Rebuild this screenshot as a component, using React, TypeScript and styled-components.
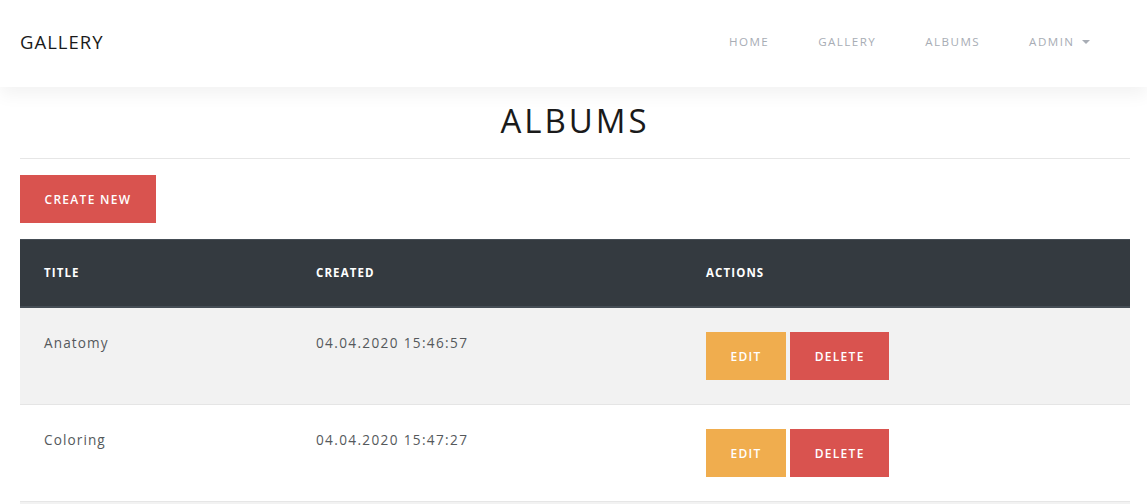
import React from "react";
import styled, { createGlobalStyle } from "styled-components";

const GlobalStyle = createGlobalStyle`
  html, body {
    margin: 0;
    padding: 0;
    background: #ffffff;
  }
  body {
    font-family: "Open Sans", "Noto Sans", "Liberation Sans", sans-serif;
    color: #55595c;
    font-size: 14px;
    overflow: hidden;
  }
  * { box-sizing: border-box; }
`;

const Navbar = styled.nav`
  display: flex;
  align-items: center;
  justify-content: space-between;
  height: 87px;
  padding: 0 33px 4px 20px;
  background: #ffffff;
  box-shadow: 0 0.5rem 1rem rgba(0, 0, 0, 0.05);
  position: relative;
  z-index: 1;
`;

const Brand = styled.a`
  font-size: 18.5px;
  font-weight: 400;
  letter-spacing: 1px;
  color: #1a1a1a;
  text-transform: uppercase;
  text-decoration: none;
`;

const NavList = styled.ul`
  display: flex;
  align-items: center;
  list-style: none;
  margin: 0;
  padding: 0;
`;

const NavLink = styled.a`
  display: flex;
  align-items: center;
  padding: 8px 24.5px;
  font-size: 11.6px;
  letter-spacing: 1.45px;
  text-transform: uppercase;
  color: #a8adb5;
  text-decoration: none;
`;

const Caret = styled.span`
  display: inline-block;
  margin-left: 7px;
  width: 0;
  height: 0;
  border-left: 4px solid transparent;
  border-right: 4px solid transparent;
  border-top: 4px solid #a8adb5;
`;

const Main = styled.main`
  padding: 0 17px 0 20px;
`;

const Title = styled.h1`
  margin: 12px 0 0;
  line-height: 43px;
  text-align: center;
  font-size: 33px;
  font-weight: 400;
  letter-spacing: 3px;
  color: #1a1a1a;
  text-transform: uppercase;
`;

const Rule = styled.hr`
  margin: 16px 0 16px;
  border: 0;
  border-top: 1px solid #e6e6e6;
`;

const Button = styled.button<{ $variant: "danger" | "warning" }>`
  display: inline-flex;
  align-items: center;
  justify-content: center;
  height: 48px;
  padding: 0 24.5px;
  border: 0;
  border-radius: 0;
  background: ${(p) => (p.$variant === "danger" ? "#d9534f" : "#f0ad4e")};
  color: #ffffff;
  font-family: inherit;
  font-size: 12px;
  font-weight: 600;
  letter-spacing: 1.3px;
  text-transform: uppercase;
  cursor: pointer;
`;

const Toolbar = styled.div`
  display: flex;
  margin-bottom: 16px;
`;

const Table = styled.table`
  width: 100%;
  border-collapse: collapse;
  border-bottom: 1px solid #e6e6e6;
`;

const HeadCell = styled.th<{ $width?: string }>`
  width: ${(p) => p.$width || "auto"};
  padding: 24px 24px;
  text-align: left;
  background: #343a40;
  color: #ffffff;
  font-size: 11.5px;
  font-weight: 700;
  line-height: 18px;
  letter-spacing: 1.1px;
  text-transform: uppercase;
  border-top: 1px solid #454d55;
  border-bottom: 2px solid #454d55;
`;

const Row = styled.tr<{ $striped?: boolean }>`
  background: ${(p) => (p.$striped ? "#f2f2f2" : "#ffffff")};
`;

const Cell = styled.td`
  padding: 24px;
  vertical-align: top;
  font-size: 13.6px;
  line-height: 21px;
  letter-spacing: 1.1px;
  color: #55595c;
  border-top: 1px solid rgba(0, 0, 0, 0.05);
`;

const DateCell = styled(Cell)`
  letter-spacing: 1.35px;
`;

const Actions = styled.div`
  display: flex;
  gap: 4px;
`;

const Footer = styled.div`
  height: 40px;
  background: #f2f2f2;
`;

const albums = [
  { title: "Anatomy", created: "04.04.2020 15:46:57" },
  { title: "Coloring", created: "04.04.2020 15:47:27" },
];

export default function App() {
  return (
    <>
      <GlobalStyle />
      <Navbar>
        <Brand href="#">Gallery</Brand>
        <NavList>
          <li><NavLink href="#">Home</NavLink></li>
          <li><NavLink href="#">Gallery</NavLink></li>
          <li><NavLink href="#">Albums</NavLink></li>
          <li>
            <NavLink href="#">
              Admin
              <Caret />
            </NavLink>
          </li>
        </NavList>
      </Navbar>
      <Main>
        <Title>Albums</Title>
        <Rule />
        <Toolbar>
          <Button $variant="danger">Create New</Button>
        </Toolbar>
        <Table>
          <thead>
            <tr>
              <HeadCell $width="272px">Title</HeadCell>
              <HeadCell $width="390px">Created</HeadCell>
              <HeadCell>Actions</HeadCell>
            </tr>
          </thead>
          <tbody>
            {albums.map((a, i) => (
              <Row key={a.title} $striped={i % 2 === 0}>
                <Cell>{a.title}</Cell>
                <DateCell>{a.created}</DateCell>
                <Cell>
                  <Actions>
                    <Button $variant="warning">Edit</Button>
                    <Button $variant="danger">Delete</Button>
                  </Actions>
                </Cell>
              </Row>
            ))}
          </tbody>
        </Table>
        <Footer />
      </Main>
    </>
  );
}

- - - - -

• [Problem statement]:
Reproduce each line exactly as it appears, omitting the pictures.

• [Final answer]:
Rebuild this screenshot as a component, using React, TypeScript and styled-components.
import React from "react";
import styled, { createGlobalStyle } from "styled-components";

const GlobalStyle = createGlobalStyle`
  html, body {
    margin: 0;
    padding: 0;
    background: #ffffff;
  }
  body {
    font-family: "Open Sans", "Noto Sans", "Liberation Sans", sans-serif;
    color: #55595c;
    font-size: 14px;
    overflow: hidden;
  }
  * { box-sizing: border-box; }
`;

const Navbar = styled.nav`
  display: flex;
  align-items: center;
  justify-content: space-between;
  height: 87px;
  padding: 0 33px 4px 20px;
  background: #ffffff;
  box-shadow: 0 0.5rem 1rem rgba(0, 0, 0, 0.05);
  position: relative;
  z-index: 1;
`;

const Brand = styled.a`
  font-size: 18.5px;
  font-weight: 400;
  letter-spacing: 1px;
  color: #1a1a1a;
  text-transform: uppercase;
  text-decoration: none;
`;

const NavList = styled.ul`
  display: flex;
  align-items: center;
  list-style: none;
  margin: 0;
  padding: 0;
`;

const NavLink = styled.a`
  display: flex;
  align-items: center;
  padding: 8px 24.5px;
  font-size: 11.6px;
  letter-spacing: 1.45px;
  text-transform: uppercase;
  color: #a8adb5;
  text-decoration: none;
`;

const Caret = styled.span`
  display: inline-block;
  margin-left: 7px;
  width: 0;
  height: 0;
  border-left: 4px solid transparent;
  border-right: 4px solid transparent;
  border-top: 4px solid #a8adb5;
`;

const Main = styled.main`
  padding: 0 17px 0 20px;
`;

const Title = styled.h1`
  margin: 12px 0 0;
  line-height: 43px;
  text-align: center;
  font-size: 33px;
  font-weight: 400;
  letter-spacing: 3px;
  color: #1a1a1a;
  text-transform: uppercase;
`;

const Rule = styled.hr`
  margin: 16px 0 16px;
  border: 0;
  border-top: 1px solid #e6e6e6;
`;

const Button = styled.button<{ $variant: "danger" | "warning" }>`
  display: inline-flex;
  align-items: center;
  justify-content: center;
  height: 48px;
  padding: 0 24.5px;
  border: 0;
  border-radius: 0;
  background: ${(p) => (p.$variant === "danger" ? "#d9534f" : "#f0ad4e")};
  color: #ffffff;
  font-family: inherit;
  font-size: 12px;
  font-weight: 600;
  letter-spacing: 1.3px;
  text-transform: uppercase;
  cursor: pointer;
`;

const Toolbar = styled.div`
  display: flex;
  margin-bottom: 16px;
`;

const Table = styled.table`
  width: 100%;
  border-collapse: collapse;
  border-bottom: 1px solid #e6e6e6;
`;

const HeadCell = styled.th<{ $width?: string }>`
  width: ${(p) => p.$width || "auto"};
  padding: 24px 24px;
  text-align: left;
  background: #343a40;
  color: #ffffff;
  font-size: 11.5px;
  font-weight: 700;
  line-height: 18px;
  letter-spacing: 1.1px;
  text-transform: uppercase;
  border-top: 1px solid #454d55;
  border-bottom: 2px solid #454d55;
`;

const Row = styled.tr<{ $striped?: boolean }>`
  background: ${(p) => (p.$striped ? "#f2f2f2" : "#ffffff")};
`;

const Cell = styled.td`
  padding: 24px;
  vertical-align: top;
  font-size: 13.6px;
  line-height: 21px;
  letter-spacing: 1.1px;
  color: #55595c;
  border-top: 1px solid rgba(0, 0, 0, 0.05);
`;

const DateCell = styled(Cell)`
  letter-spacing: 1.35px;
`;

const Actions = styled.div`
  display: flex;
  gap: 4px;
`;

const Footer = styled.div`
  height: 40px;
  background: #f2f2f2;
`;

const albums = [
  { title: "Anatomy", created: "04.04.2020 15:46:57" },
  { title: "Coloring", created: "04.04.2020 15:47:27" },
];

export default function App() {
  return (
    <>
      <GlobalStyle />
      <Navbar>
        <Brand href="#">Gallery</Brand>
        <NavList>
          <li><NavLink href="#">Home</NavLink></li>
          <li><NavLink href="#">Gallery</NavLink></li>
          <li><NavLink href="#">Albums</NavLink></li>
          <li>
            <NavLink href="#">
              Admin
              <Caret />
            </NavLink>
          </li>
        </NavList>
      </Navbar>
      <Main>
        <Title>Albums</Title>
        <Rule />
        <Toolbar>
          <Button $variant="danger">Create New</Button>
        </Toolbar>
        <Table>
          <thead>
            <tr>
              <HeadCell $width="272px">Title</HeadCell>
              <HeadCell $width="390px">Created</HeadCell>
              <HeadCell>Actions</HeadCell>
            </tr>
          </thead>
          <tbody>
            {albums.map((a, i) => (
              <Row key={a.title} $striped={i % 2 === 0}>
                <Cell>{a.title}</Cell>
                <DateCell>{a.created}</DateCell>
                <Cell>
                  <Actions>
                    <Button $variant="warning">Edit</Button>
                    <Button $variant="danger">Delete</Button>
                  </Actions>
                </Cell>
              </Row>
            ))}
          </tbody>
        </Table>
        <Footer />
      </Main>
    </>
  );
}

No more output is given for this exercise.